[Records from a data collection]
--

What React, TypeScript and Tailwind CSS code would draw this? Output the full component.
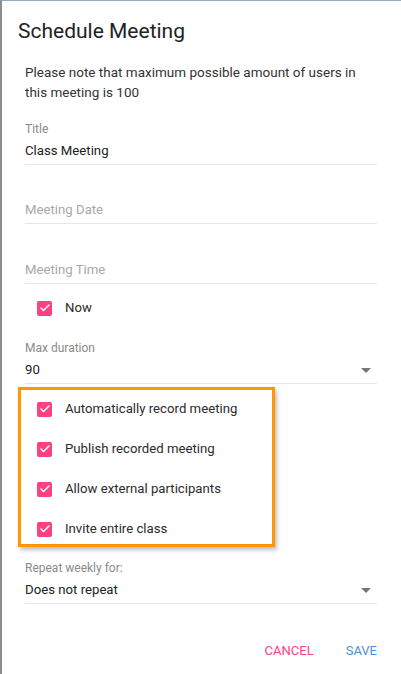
import { Check } from 'lucide-react';

const PINK = 'bg-[#ff4081]';

function CheckRow({ label }: { label: string }) {
  return (
    <div className="flex h-5 items-center">
      <span className={`flex h-[15px] w-[15px] items-center justify-center rounded-[2px] ${PINK}`}>
        <Check className="h-[12px] w-[12px] text-white" strokeWidth={3} />
      </span>
      <span className="ml-[13px] text-[13.2px] leading-5 text-[#2b2b2b]">{label}</span>
    </div>
  );
}

function Arrow() {
  return (
    <svg width="10" height="5" viewBox="0 0 10 5" className="mr-[6px] shrink-0">
      <path d="M0 0 L10 0 L5 5 Z" fill="#757575" />
    </svg>
  );
}

function Field({
  label,
  value,
  placeholder,
  select,
  className = '',
}: {
  label?: string;
  value?: string;
  placeholder?: string;
  select?: boolean;
  className?: string;
}) {
  return (
    <div className={className}>
      <div className="h-4 text-[12px] leading-4 text-[#8a8a8a]">{label}</div>
      <div className="mt-1 flex h-[24px] items-start border-b border-[#e6e6e6] pb-[3px]">
        <span className={`flex-1 text-[13.2px] leading-5 ${value ? 'text-[#212121]' : 'text-[#a8a8a8]'}`}>
          {value ?? placeholder}
        </span>
        {select && (
          <span className="flex h-5 items-center">
            <Arrow />
          </span>
        )}
      </div>
    </div>
  );
}

export default function App() {
  return (
    <div className="relative h-[674px] w-[401px] overflow-hidden border-l-2 border-t border-l-[#8c8c8c] border-t-[#97a8c2] bg-white font-['Roboto',sans-serif]">
      <span className="absolute -left-[2px] -top-px h-[8px] w-px bg-[#1f3f78]" />

      <h1 className="pl-4 pt-[18px] text-[21px] font-normal leading-6 text-[#222]">Schedule Meeting</h1>

      <div className="pl-[23px] pr-[24px]">
        <p className="mt-[19px] text-[13.5px] leading-5 text-[#333]">
          Please note that maximum possible amount of users in this meeting is 100
        </p>

        <Field className="mt-[19px]" label="Title" value="Class Meeting" />
        <Field className="mt-[15px]" placeholder="Meeting Date" />
        <Field className="mt-[16px]" placeholder="Meeting Time" />

        <div className="ml-[12px] mt-[14px]">
          <CheckRow label="Now" />
        </div>

        <Field className="mt-[22px]" label="Max duration" value="90" select />

        <div className="-ml-[7px] mt-[3px] w-[257px] border-[3px] border-[#ff9800] pb-[5px] pl-4 pt-[9px] shadow-[2px_3px_4px_rgba(0,0,0,0.25)]">
          <div className="flex flex-col gap-5">
            <CheckRow label="Automatically record meeting" />
            <CheckRow label="Publish recorded meeting" />
            <CheckRow label="Allow external participants" />
            <CheckRow label="Invite entire class" />
          </div>
        </div>

        <Field className="mt-[13px]" label="Repeat weekly for:" value="Does not repeat" select />

        <div className="mt-[37px] flex justify-end gap-8 text-[13px] leading-5">
          <button className="uppercase text-[#ff4081]">Cancel</button>
          <button className="uppercase text-[#4a90d9]">Save</button>
        </div>
      </div>
    </div>
  );
}
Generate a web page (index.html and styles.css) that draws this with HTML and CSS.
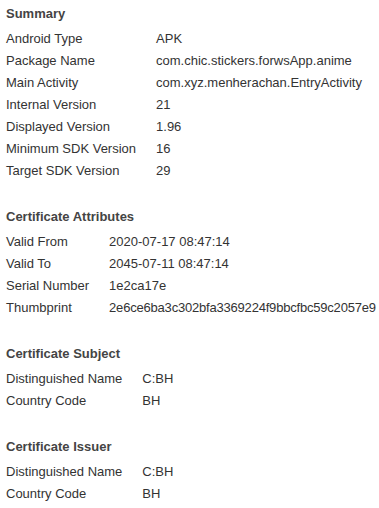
FILE: index.html
```html
<!DOCTYPE html>
<html lang="en">
<head>
    <meta charset="UTF-8">
    <title>APK Details</title>
    <link rel="stylesheet" href="styles.css">
</head>
<body>

    <div class="section">
        <h3>Summary</h3>
        <table class="info">
            <tr><td>Android Type</td><td>APK</td></tr>
            <tr><td>Package Name</td><td>com.chic.stickers.forwsApp.anime</td></tr>
            <tr><td>Main Activity</td><td>com.xyz.menherachan.EntryActivity</td></tr>
            <tr><td>Internal Version</td><td>21</td></tr>
            <tr><td>Displayed Version</td><td>1.96</td></tr>
            <tr><td>Minimum SDK Version</td><td>16</td></tr>
            <tr><td>Target SDK Version</td><td>29</td></tr>
        </table>
    </div>

    <div class="section">
        <h3>Certificate Attributes</h3>
        <table class="info">
            <tr><td>Valid From</td><td>2020-07-17 08:47:14</td></tr>
            <tr><td>Valid To</td><td>2045-07-11 08:47:14</td></tr>
            <tr><td>Serial Number</td><td>1e2ca17e</td></tr>
            <tr><td>Thumbprint</td><td class="hash">2e6ce6ba3c302bfa3369224f9bbcfbc59c2057e9</td></tr>
        </table>
    </div>

    <div class="section">
        <h3>Certificate Subject</h3>
        <table class="info">
            <tr><td>Distinguished Name</td><td>C:BH</td></tr>
            <tr><td>Country Code</td><td>BH</td></tr>
        </table>
    </div>

    <div class="section">
        <h3>Certificate Issuer</h3>
        <table class="info">
            <tr><td>Distinguished Name</td><td>C:BH</td></tr>
            <tr><td>Country Code</td><td>BH</td></tr>
        </table>
    </div>

</body>
</html>
```

FILE: styles.css
```css
body {
    margin: 0;
    padding: 3px 6px 0 6px;
    background: #fff;
    color: #333;
    font-family: "Liberation Sans", Arial, sans-serif;
    font-size: 13px;
}

.section {
    margin-bottom: 24px;
}

.section h3 {
    margin: 0 0 3px 0;
    font-size: 13px;
    line-height: 22px;
    font-weight: bold;
    color: #444;
}

.info {
    border-collapse: collapse;
}

.info td {
    padding: 0;
    height: 22px;
    line-height: 22px;
    white-space: nowrap;
    vertical-align: top;
}

.info td:first-child {
    padding-right: 20px;
}

.info td.hash {
    letter-spacing: -0.2px;
}
```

--

### [TASK STATEMENT]
Quote every record above exactly, leaving out any pictures.

### [RESPONSE TO THE EXERCISE]
What React, TypeScript and Tailwind CSS code would draw this? Output the full component.
import { Check } from 'lucide-react';

const PINK = 'bg-[#ff4081]';

function CheckRow({ label }: { label: string }) {
  return (
    <div className="flex h-5 items-center">
      <span className={`flex h-[15px] w-[15px] items-center justify-center rounded-[2px] ${PINK}`}>
        <Check className="h-[12px] w-[12px] text-white" strokeWidth={3} />
      </span>
      <span className="ml-[13px] text-[13.2px] leading-5 text-[#2b2b2b]">{label}</span>
    </div>
  );
}

function Arrow() {
  return (
    <svg width="10" height="5" viewBox="0 0 10 5" className="mr-[6px] shrink-0">
      <path d="M0 0 L10 0 L5 5 Z" fill="#757575" />
    </svg>
  );
}

function Field({
  label,
  value,
  placeholder,
  select,
  className = '',
}: {
  label?: string;
  value?: string;
  placeholder?: string;
  select?: boolean;
  className?: string;
}) {
  return (
    <div className={className}>
      <div className="h-4 text-[12px] leading-4 text-[#8a8a8a]">{label}</div>
      <div className="mt-1 flex h-[24px] items-start border-b border-[#e6e6e6] pb-[3px]">
        <span className={`flex-1 text-[13.2px] leading-5 ${value ? 'text-[#212121]' : 'text-[#a8a8a8]'}`}>
          {value ?? placeholder}
        </span>
        {select && (
          <span className="flex h-5 items-center">
            <Arrow />
          </span>
        )}
      </div>
    </div>
  );
}

export default function App() {
  return (
    <div className="relative h-[674px] w-[401px] overflow-hidden border-l-2 border-t border-l-[#8c8c8c] border-t-[#97a8c2] bg-white font-['Roboto',sans-serif]">
      <span className="absolute -left-[2px] -top-px h-[8px] w-px bg-[#1f3f78]" />

      <h1 className="pl-4 pt-[18px] text-[21px] font-normal leading-6 text-[#222]">Schedule Meeting</h1>

      <div className="pl-[23px] pr-[24px]">
        <p className="mt-[19px] text-[13.5px] leading-5 text-[#333]">
          Please note that maximum possible amount of users in this meeting is 100
        </p>

        <Field className="mt-[19px]" label="Title" value="Class Meeting" />
        <Field className="mt-[15px]" placeholder="Meeting Date" />
        <Field className="mt-[16px]" placeholder="Meeting Time" />

        <div className="ml-[12px] mt-[14px]">
          <CheckRow label="Now" />
        </div>

        <Field className="mt-[22px]" label="Max duration" value="90" select />

        <div className="-ml-[7px] mt-[3px] w-[257px] border-[3px] border-[#ff9800] pb-[5px] pl-4 pt-[9px] shadow-[2px_3px_4px_rgba(0,0,0,0.25)]">
          <div className="flex flex-col gap-5">
            <CheckRow label="Automatically record meeting" />
            <CheckRow label="Publish recorded meeting" />
            <CheckRow label="Allow external participants" />
            <CheckRow label="Invite entire class" />
          </div>
        </div>

        <Field className="mt-[13px]" label="Repeat weekly for:" value="Does not repeat" select />

        <div className="mt-[37px] flex justify-end gap-8 text-[13px] leading-5">
          <button className="uppercase text-[#ff4081]">Cancel</button>
          <button className="uppercase text-[#4a90d9]">Save</button>
        </div>
      </div>
    </div>
  );
}
Generate a web page (index.html and styles.css) that draws this with HTML and CSS.
FILE: index.html
```html
<!DOCTYPE html>
<html lang="en">
<head>
    <meta charset="UTF-8">
    <title>APK Details</title>
    <link rel="stylesheet" href="styles.css">
</head>
<body>

    <div class="section">
        <h3>Summary</h3>
        <table class="info">
            <tr><td>Android Type</td><td>APK</td></tr>
            <tr><td>Package Name</td><td>com.chic.stickers.forwsApp.anime</td></tr>
            <tr><td>Main Activity</td><td>com.xyz.menherachan.EntryActivity</td></tr>
            <tr><td>Internal Version</td><td>21</td></tr>
            <tr><td>Displayed Version</td><td>1.96</td></tr>
            <tr><td>Minimum SDK Version</td><td>16</td></tr>
            <tr><td>Target SDK Version</td><td>29</td></tr>
        </table>
    </div>

    <div class="section">
        <h3>Certificate Attributes</h3>
        <table class="info">
            <tr><td>Valid From</td><td>2020-07-17 08:47:14</td></tr>
            <tr><td>Valid To</td><td>2045-07-11 08:47:14</td></tr>
            <tr><td>Serial Number</td><td>1e2ca17e</td></tr>
            <tr><td>Thumbprint</td><td class="hash">2e6ce6ba3c302bfa3369224f9bbcfbc59c2057e9</td></tr>
        </table>
    </div>

    <div class="section">
        <h3>Certificate Subject</h3>
        <table class="info">
            <tr><td>Distinguished Name</td><td>C:BH</td></tr>
            <tr><td>Country Code</td><td>BH</td></tr>
        </table>
    </div>

    <div class="section">
        <h3>Certificate Issuer</h3>
        <table class="info">
            <tr><td>Distinguished Name</td><td>C:BH</td></tr>
            <tr><td>Country Code</td><td>BH</td></tr>
        </table>
    </div>

</body>
</html>
```

FILE: styles.css
```css
body {
    margin: 0;
    padding: 3px 6px 0 6px;
    background: #fff;
    color: #333;
    font-family: "Liberation Sans", Arial, sans-serif;
    font-size: 13px;
}

.section {
    margin-bottom: 24px;
}

.section h3 {
    margin: 0 0 3px 0;
    font-size: 13px;
    line-height: 22px;
    font-weight: bold;
    color: #444;
}

.info {
    border-collapse: collapse;
}

.info td {
    padding: 0;
    height: 22px;
    line-height: 22px;
    white-space: nowrap;
    vertical-align: top;
}

.info td:first-child {
    padding-right: 20px;
}

.info td.hash {
    letter-spacing: -0.2px;
}
```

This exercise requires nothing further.